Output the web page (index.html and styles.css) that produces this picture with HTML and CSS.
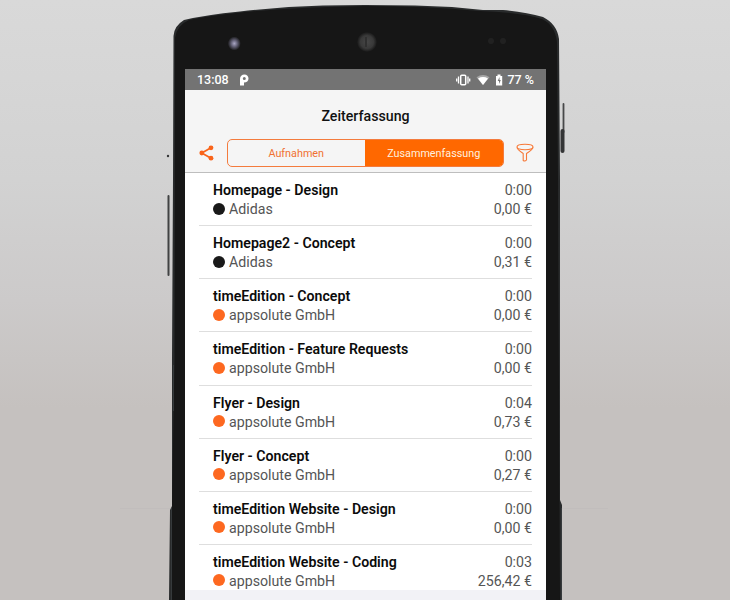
FILE: index.html
```html
<!DOCTYPE html>
<html lang="de">
<head>
<meta charset="utf-8">
<title>Zeiterfassung</title>
<link rel="stylesheet" href="styles.css">
</head>
<body>
<main class="stage">
  <svg class="phone" viewBox="0 0 730 600" aria-hidden="true">
    <defs>
      <radialGradient id="lens"><stop offset="0" stop-color="#474747"/><stop offset=".65" stop-color="#393939"/><stop offset="1" stop-color="#171717"/></radialGradient>
      <radialGradient id="sensor"><stop offset="0" stop-color="#aaa7c4"/><stop offset=".45" stop-color="#66647a"/><stop offset="1" stop-color="#171717"/></radialGradient>
    </defs>
    <path d="M120 508.500H170M562 508.500H608" stroke="#bfbcba" stroke-width=".7"/>
    <path d="M168.500 196V275" stroke="#414243" stroke-width="2" stroke-linecap="round"/>
    <circle cx="168" cy="156" r="1.200" fill="#363738"/>
    <path d="M563.500 104V132" stroke="#474849" stroke-width="1.800" stroke-linecap="round"/>
    <path d="M562.500 131V151" stroke="#343536" stroke-width="4" stroke-linecap="round"/>
    <path d="M169 600L170 510L172 506V360L173 180L173.500 36Q174 26 184 20Q205 15 240 11.500Q282 6.500 323 5.500L365 5L415 5.500L452 7L483 10L503 10Q526 12 543 17Q557 24 559 39L560 180V500L562 505V600Z" fill="#292b2c"/>
    <path d="M172 600V505L174.500 360L175 38Q177 25 189 20Q213 15 245 12Q300 7 365 6Q425 6 479 11Q519 12 542 19Q555 25 557 42L558 180L560 600Z" fill="#161616"/>
    <path d="M171.500 600V508M173.500 365V411M561.500 600V508" stroke="#363a3c" stroke-width="1"/>
    <ellipse cx="234.300" cy="43.500" rx="6.500" ry="7" fill="url(#sensor)"/>
    <circle cx="367" cy="42" r="10" fill="url(#lens)"/>
    <path d="M366 37V47" stroke="#303030" stroke-width="2"/>
    <circle cx="491" cy="41" r="3" fill="#212121"/><circle cx="503" cy="41" r="3" fill="#212121"/>
  </svg>
  <section class="screen">
    <div class="status">
      <span class="clock">13:08</span>
      <svg class="pie" viewBox="0 0 10 12"><path fill="#fff" fill-rule="evenodd" d="M1 5C1 2 3 .5 5.300.5C8 .5 9.500 2.300 9.500 4.500C9.500 7 7.700 8.500 5 8.500V11.500H1ZM5.300 3A1.500 1.500 0 1 0 5.300 6A1.500 1.500 0 1 0 5.300 3Z"/></svg>
      <svg class="signals" viewBox="0 0 48 14"><g fill="none" stroke="#fff"><rect x="4.700" y="2.200" width="5" height="9.600" rx="1" stroke-width="1.500"/><path d="M2.500 3.500V10.500M.7 5.500V8.500M12 3.500V10.500M13.700 5.500V8.500" stroke-width="1.300"/></g><path d="M20.500 4.200Q27 0 33.500 4.200L27 12Z" fill="#a7a7a7"/><path d="M22 5.500Q27 2.700 32 5.500L27 12Z" fill="#fff"/><path d="M40 3H41.500V1.500H44.500V3H46.200V12.500H40Z" fill="#fff"/><path d="M43.500 4L41.700 8H43V11L44.800 7H43.500Z" fill="#737373"/></svg>
      <span class="battery">77 %</span>
    </div>
    <header class="header">
      <h1>Zeiterfassung</h1>
      <nav class="toolbar">
        <svg class="share" viewBox="0 0 15 16"><path d="M12 2.800L2.800 8L12 13.200" fill="none" stroke="#f9641a" stroke-width="1.700"/><g fill="#f9641a"><circle cx="12" cy="2.800" r="2.400"/><circle cx="2.800" cy="8" r="2.400"/><circle cx="12" cy="13.200" r="2.400"/></g></svg>
        <div class="tabs"><span class="tab">Aufnahmen</span><span class="tab active">Zusammenfassung</span></div>
        <svg class="filter" viewBox="0 0 18 20"><g fill="none" stroke="#f77938" stroke-width="1.100" stroke-linejoin="round"><ellipse cx="9" cy="4" rx="8" ry="2.700"/><path d="M1 4.500Q1.300 6.500 7.200 10.500V17.500Q9 18.700 10.500 17V10.500Q16.700 6.500 17 4.500"/></g></svg>
      </nav>
    </header>
    <ul class="list">
      <li class="row"><b class="title">Homepage - Design</b><span class="value">0:00</span><span class="client"><i class="dot dark"></i>Adidas</span><span class="value">0,00 €</span></li>
      <li class="row"><b class="title">Homepage2 - Concept</b><span class="value">0:00</span><span class="client"><i class="dot dark"></i>Adidas</span><span class="value">0,31 €</span></li>
      <li class="row"><b class="title">timeEdition - Concept</b><span class="value">0:00</span><span class="client"><i class="dot"></i>appsolute GmbH</span><span class="value">0,00 €</span></li>
      <li class="row"><b class="title">timeEdition - Feature Requests</b><span class="value">0:00</span><span class="client"><i class="dot"></i>appsolute GmbH</span><span class="value">0,00 €</span></li>
      <li class="row"><b class="title">Flyer - Design</b><span class="value">0:04</span><span class="client"><i class="dot"></i>appsolute GmbH</span><span class="value">0,73 €</span></li>
      <li class="row"><b class="title">Flyer - Concept</b><span class="value">0:00</span><span class="client"><i class="dot"></i>appsolute GmbH</span><span class="value">0,27 €</span></li>
      <li class="row"><b class="title">timeEdition Website - Design</b><span class="value">0:00</span><span class="client"><i class="dot"></i>appsolute GmbH</span><span class="value">0,00 €</span></li>
      <li class="row"><b class="title">timeEdition Website - Coding</b><span class="value">0:03</span><span class="client"><i class="dot"></i>appsolute GmbH</span><span class="value">256,42 €</span></li>
    </ul>
  </section>
</main>
</body>
</html>
```
FILE: styles.css
```css
* { box-sizing: border-box; }
body { margin: 0; font-family: Roboto, "Liberation Sans", sans-serif; }
.stage { position: relative; width: 730px; height: 600px; overflow: hidden; padding: 69px 184px 0 185px; background: linear-gradient(#d9d9d9 0, #d2d2d2 30%, #cccaca 50%, #c5c1bf 68%, #c5c1bf 100%); }
.phone { position: absolute; inset: 0; width: 730px; height: 600px; }
.screen { position: relative; width: 361px; height: 531px; background: #f2f2f6; display: flex; flex-direction: column; }
.status { height: 21px; flex: none; display: flex; align-items: center; background: #737373; color: #fff; padding: 0 12px; font-size: 12.5px; font-weight: 500; line-height: 21px; }
.clock { width: 42px; }
.pie { width: 10px; height: 12px; }
.signals { width: 48px; height: 14px; margin-left: auto; margin-right: 3px; }
.header { height: 83px; flex: none; background: #f5f5f5; border-bottom: 1px solid #bebebe; padding-top: 16px; }
h1 { margin: 0; font-size: 14.2px; font-weight: 500; line-height: 20px; text-align: center; color: #111; }
.toolbar { display: flex; align-items: center; height: 28px; margin-top: 13px; padding: 0 12px 0 14px; }
.share { width: 15px; height: 16px; margin-right: 13px; }
.tabs { display: flex; width: 277px; height: 28px; border: 1px solid #f47b3d; border-radius: 5px; overflow: hidden; }
.tab { width: 137px; font-size: 10.8px; line-height: 27px; text-align: center; color: #f07132; }
.active { width: 139px; background: #ff6800; color: #fff0df; }
.filter { width: 18px; height: 20px; margin-left: 12px; }
.list { list-style: none; margin: 0; padding: 0 14px; background: #fff; height: 417px; overflow: hidden; }
.row { height: 53.150px; display: grid; grid-template-columns: 1fr auto; grid-template-rows: 19px 19px; padding: 8px 0 0 14px; font-size: 14.2px; line-height: 19px; color: #555; border-bottom: 1px solid #dedede; }
.title { font-weight: 600; color: #0b0b0b; font-size: 14.15px; }
.value { text-align: right; }
.client { display: flex; align-items: center; }
.dot { width: 12px; height: 12px; border-radius: 50%; background: #fd6820; margin: 0 4px 2px 0; }
.dark { background: #191919; }
```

+++

Exercise objective.
Where a line holds "index", copy that line.

Response.
Output the web page (index.html and styles.css) that produces this picture with HTML and CSS.
FILE: index.html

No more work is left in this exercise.